▸ **Exercise prompt**: Without including the pictures, copy out every line below.
Start
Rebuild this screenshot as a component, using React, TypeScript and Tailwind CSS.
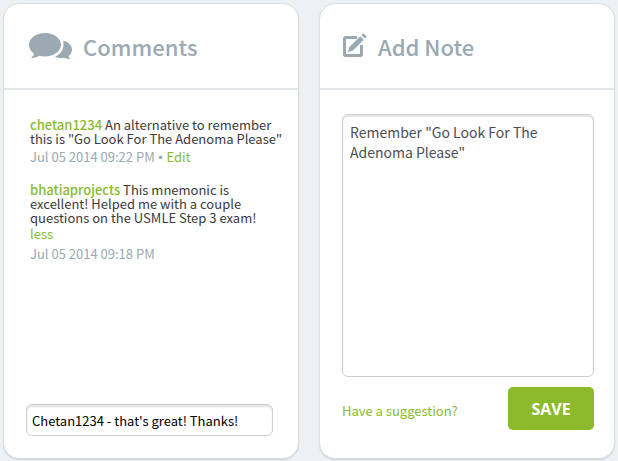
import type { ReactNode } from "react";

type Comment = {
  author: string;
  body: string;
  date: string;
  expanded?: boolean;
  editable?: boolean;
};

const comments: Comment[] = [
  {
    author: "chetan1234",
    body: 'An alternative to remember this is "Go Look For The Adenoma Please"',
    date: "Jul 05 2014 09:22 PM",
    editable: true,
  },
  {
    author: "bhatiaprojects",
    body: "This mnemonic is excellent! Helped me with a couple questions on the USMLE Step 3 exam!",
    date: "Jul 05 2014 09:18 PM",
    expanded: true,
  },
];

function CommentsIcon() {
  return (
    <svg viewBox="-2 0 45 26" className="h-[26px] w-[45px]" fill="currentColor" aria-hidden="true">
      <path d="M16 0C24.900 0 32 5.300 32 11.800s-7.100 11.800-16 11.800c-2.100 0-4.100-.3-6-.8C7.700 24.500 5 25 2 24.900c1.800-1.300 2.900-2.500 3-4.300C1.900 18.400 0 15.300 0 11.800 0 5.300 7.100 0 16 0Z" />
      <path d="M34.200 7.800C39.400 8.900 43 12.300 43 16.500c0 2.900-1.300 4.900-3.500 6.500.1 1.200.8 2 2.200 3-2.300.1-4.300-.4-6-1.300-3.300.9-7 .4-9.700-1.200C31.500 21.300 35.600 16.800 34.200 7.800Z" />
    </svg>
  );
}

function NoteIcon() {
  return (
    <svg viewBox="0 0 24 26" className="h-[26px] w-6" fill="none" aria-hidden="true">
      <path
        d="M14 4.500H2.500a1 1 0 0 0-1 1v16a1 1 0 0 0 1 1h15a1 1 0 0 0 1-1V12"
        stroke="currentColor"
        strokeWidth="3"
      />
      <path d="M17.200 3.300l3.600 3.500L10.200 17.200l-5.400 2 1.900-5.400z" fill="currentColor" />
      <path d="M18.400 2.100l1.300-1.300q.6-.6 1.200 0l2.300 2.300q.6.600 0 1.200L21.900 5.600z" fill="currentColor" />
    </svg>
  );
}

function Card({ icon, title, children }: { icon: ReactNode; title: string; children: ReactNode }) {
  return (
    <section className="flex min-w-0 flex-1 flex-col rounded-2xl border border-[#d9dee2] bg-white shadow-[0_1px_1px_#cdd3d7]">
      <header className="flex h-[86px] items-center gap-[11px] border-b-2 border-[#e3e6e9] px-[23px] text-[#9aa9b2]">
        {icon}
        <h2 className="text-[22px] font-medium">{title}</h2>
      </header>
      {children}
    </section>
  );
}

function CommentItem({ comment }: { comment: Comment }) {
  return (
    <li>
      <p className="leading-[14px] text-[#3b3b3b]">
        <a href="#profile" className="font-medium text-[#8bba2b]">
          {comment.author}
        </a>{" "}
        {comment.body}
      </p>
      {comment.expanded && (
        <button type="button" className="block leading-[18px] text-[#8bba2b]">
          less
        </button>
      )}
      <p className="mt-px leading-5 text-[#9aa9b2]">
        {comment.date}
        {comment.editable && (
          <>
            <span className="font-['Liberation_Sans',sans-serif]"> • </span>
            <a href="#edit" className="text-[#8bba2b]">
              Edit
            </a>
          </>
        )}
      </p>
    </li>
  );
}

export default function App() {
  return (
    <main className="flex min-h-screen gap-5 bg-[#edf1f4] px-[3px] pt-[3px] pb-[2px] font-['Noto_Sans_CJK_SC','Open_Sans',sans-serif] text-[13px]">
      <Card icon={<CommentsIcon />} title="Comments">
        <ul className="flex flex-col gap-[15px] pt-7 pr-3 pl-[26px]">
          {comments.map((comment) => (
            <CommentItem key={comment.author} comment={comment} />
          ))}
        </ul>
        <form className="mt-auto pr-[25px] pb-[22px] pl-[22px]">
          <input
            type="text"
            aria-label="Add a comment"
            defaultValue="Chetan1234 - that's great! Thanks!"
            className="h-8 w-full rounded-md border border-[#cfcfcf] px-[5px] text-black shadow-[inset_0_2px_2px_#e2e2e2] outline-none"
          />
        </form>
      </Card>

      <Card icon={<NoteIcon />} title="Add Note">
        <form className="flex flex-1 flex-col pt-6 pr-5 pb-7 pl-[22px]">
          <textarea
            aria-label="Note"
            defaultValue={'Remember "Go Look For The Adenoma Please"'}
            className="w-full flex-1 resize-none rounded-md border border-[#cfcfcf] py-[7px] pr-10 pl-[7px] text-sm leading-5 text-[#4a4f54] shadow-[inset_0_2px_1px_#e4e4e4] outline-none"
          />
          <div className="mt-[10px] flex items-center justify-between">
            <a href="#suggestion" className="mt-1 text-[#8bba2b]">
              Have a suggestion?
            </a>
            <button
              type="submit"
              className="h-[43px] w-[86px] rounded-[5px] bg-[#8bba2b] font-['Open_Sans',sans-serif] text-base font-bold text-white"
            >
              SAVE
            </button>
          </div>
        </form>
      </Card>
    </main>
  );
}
End
▸ **Written answer**:
Rebuild this screenshot as a component, using React, TypeScript and Tailwind CSS.
import type { ReactNode } from "react";

type Comment = {
  author: string;
  body: string;
  date: string;
  expanded?: boolean;
  editable?: boolean;
};

const comments: Comment[] = [
  {
    author: "chetan1234",
    body: 'An alternative to remember this is "Go Look For The Adenoma Please"',
    date: "Jul 05 2014 09:22 PM",
    editable: true,
  },
  {
    author: "bhatiaprojects",
    body: "This mnemonic is excellent! Helped me with a couple questions on the USMLE Step 3 exam!",
    date: "Jul 05 2014 09:18 PM",
    expanded: true,
  },
];

function CommentsIcon() {
  return (
    <svg viewBox="-2 0 45 26" className="h-[26px] w-[45px]" fill="currentColor" aria-hidden="true">
      <path d="M16 0C24.900 0 32 5.300 32 11.800s-7.100 11.800-16 11.800c-2.100 0-4.100-.3-6-.8C7.700 24.500 5 25 2 24.900c1.800-1.300 2.900-2.500 3-4.300C1.900 18.400 0 15.300 0 11.800 0 5.300 7.100 0 16 0Z" />
      <path d="M34.200 7.800C39.400 8.900 43 12.300 43 16.500c0 2.900-1.300 4.900-3.500 6.500.1 1.200.8 2 2.200 3-2.300.1-4.300-.4-6-1.300-3.300.9-7 .4-9.700-1.200C31.500 21.300 35.600 16.800 34.200 7.800Z" />
    </svg>
  );
}

function NoteIcon() {
  return (
    <svg viewBox="0 0 24 26" className="h-[26px] w-6" fill="none" aria-hidden="true">
      <path
        d="M14 4.500H2.500a1 1 0 0 0-1 1v16a1 1 0 0 0 1 1h15a1 1 0 0 0 1-1V12"
        stroke="currentColor"
        strokeWidth="3"
      />
      <path d="M17.200 3.300l3.600 3.500L10.200 17.200l-5.400 2 1.900-5.400z" fill="currentColor" />
      <path d="M18.400 2.100l1.300-1.300q.6-.6 1.200 0l2.300 2.300q.6.600 0 1.200L21.900 5.600z" fill="currentColor" />
    </svg>
  );
}

function Card({ icon, title, children }: { icon: ReactNode; title: string; children: ReactNode }) {
  return (
    <section className="flex min-w-0 flex-1 flex-col rounded-2xl border border-[#d9dee2] bg-white shadow-[0_1px_1px_#cdd3d7]">
      <header className="flex h-[86px] items-center gap-[11px] border-b-2 border-[#e3e6e9] px-[23px] text-[#9aa9b2]">
        {icon}
        <h2 className="text-[22px] font-medium">{title}</h2>
      </header>
      {children}
    </section>
  );
}

function CommentItem({ comment }: { comment: Comment }) {
  return (
    <li>
      <p className="leading-[14px] text-[#3b3b3b]">
        <a href="#profile" className="font-medium text-[#8bba2b]">
          {comment.author}
        </a>{" "}
        {comment.body}
      </p>
      {comment.expanded && (
        <button type="button" className="block leading-[18px] text-[#8bba2b]">
          less
        </button>
      )}
      <p className="mt-px leading-5 text-[#9aa9b2]">
        {comment.date}
        {comment.editable && (
          <>
            <span className="font-['Liberation_Sans',sans-serif]"> • </span>
            <a href="#edit" className="text-[#8bba2b]">
              Edit
            </a>
          </>
        )}
      </p>
    </li>
  );
}

export default function App() {
  return (
    <main className="flex min-h-screen gap-5 bg-[#edf1f4] px-[3px] pt-[3px] pb-[2px] font-['Noto_Sans_CJK_SC','Open_Sans',sans-serif] text-[13px]">
      <Card icon={<CommentsIcon />} title="Comments">
        <ul className="flex flex-col gap-[15px] pt-7 pr-3 pl-[26px]">
          {comments.map((comment) => (
            <CommentItem key={comment.author} comment={comment} />
          ))}
        </ul>
        <form className="mt-auto pr-[25px] pb-[22px] pl-[22px]">
          <input
            type="text"
            aria-label="Add a comment"
            defaultValue="Chetan1234 - that's great! Thanks!"
            className="h-8 w-full rounded-md border border-[#cfcfcf] px-[5px] text-black shadow-[inset_0_2px_2px_#e2e2e2] outline-none"
          />
        </form>
      </Card>

      <Card icon={<NoteIcon />} title="Add Note">
        <form className="flex flex-1 flex-col pt-6 pr-5 pb-7 pl-[22px]">
          <textarea
            aria-label="Note"
            defaultValue={'Remember "Go Look For The Adenoma Please"'}
            className="w-full flex-1 resize-none rounded-md border border-[#cfcfcf] py-[7px] pr-10 pl-[7px] text-sm leading-5 text-[#4a4f54] shadow-[inset_0_2px_1px_#e4e4e4] outline-none"
          />
          <div className="mt-[10px] flex items-center justify-between">
            <a href="#suggestion" className="mt-1 text-[#8bba2b]">
              Have a suggestion?
            </a>
            <button
              type="submit"
              className="h-[43px] w-[86px] rounded-[5px] bg-[#8bba2b] font-['Open_Sans',sans-serif] text-base font-bold text-white"
            >
              SAVE
            </button>
          </div>
        </form>
      </Card>
    </main>
  );
}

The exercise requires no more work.